Brown had never produced a show before, so he learned by trial and error. “From Mozart to Motown” sold out five shows at the Imperial Theatre and, after four years, things were going well. Then, after four years of quiet, “The Lion King” called again.
“Well, from 2001-2005, I didn’t hear a peep from them. I mean, nothing, which was very unusual because every couple of months or every couple of weeks they were calling and having me come into audition,” he said. “And then out of the blue in July of 2005, they called and told my agent, ‘We’ve got to see Russell tomorrow.’ And I was like, ‘I can’t be there tomorrow. I’m in Georgia.’”
Several days later, Brown made it to New York for the audition.
“They sang me, they danced me, they read me, and an hour and a half later, they offered me the job and told me I needed to be there in nine days,” he laughed. “Craziest thing ever. And that was 11 years ago.”
Yes, that’s right. Brown has been on Broadway and touring with “The Lion King” for 11 years. He is a bass in the singing ensemble and an understudy for the role of Mufasa. Brown estimates that he’s been on stage as Mufasa about 350 times.
Working in the show of his dreams and traveling the world while doing it sounds like a pretty sweet gig, but Brown has taken the opportunity his work has afforded him to develop his other passion: working with children.
Wherever he happens to be, Brown offers his time to local school systems and presents students with a program he developed called Project Inspire.
“I am trying to inspire the kids to go for their goals, strive for excellence and explore creativity so I talk to them about the life lessons I’ve learned in the theatre, but also I talk to them about never accepting anything other than what you really want,” he explained. “I, of course, link it to my trajectory in the theatre, but I explain to them that it doesn’t matter what career you decided on, it’s going to require you striving for excellence and exploring creativity.”

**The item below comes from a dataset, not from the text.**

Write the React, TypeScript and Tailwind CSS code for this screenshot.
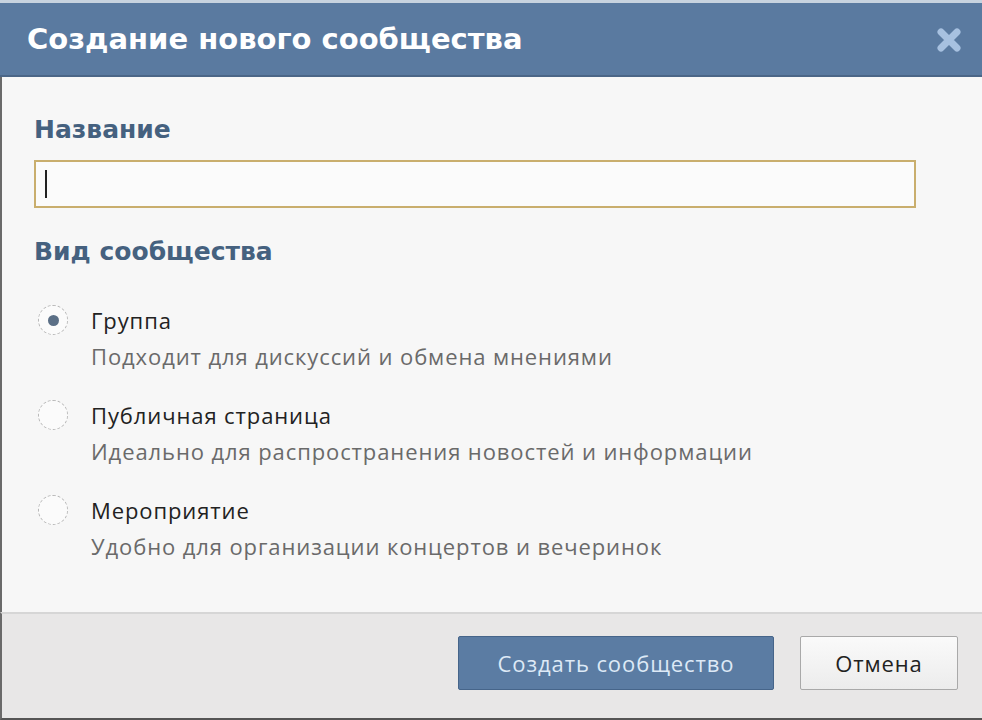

Project Inspire has been so successful that Brown feels like this type of work may be his future once his career in the theatre has run its course.
“It’s part of the way that I think of my life: You were given a lot. Okay, now that you’ve utilized and maximized the things that you were given, you’re supposed to reach back and do the same,” he said. “And, yes, I could do that in New York, and, yes, I could do that as I travel around, and I do, but I want to come back and impact my community and impact the place where I grew up because I know it’s possible there and I know the talent is there and I know that what I bring to the table is something that a lot of people can’t bring. So if I don’t bring it, it won’t be there.”
Brown recently bought a house in Augusta, and he said he’s looking forward to being back in Augusta, both for this weekend, when he’ll receive his award from the board of the Augusta City Classic, and in the years to come.
“I’m gratified that I can come home, but that also while home that people are recognizing what I’m doing out in the world and honoring the relationship that we continue to have at home,” he said. “I was blown away, first of all, that they would honor me. It feels so good that they would honor me and it’s a great organization that does so much. I’m excited, and I’m excited that I can come back home and be part of the festivities.”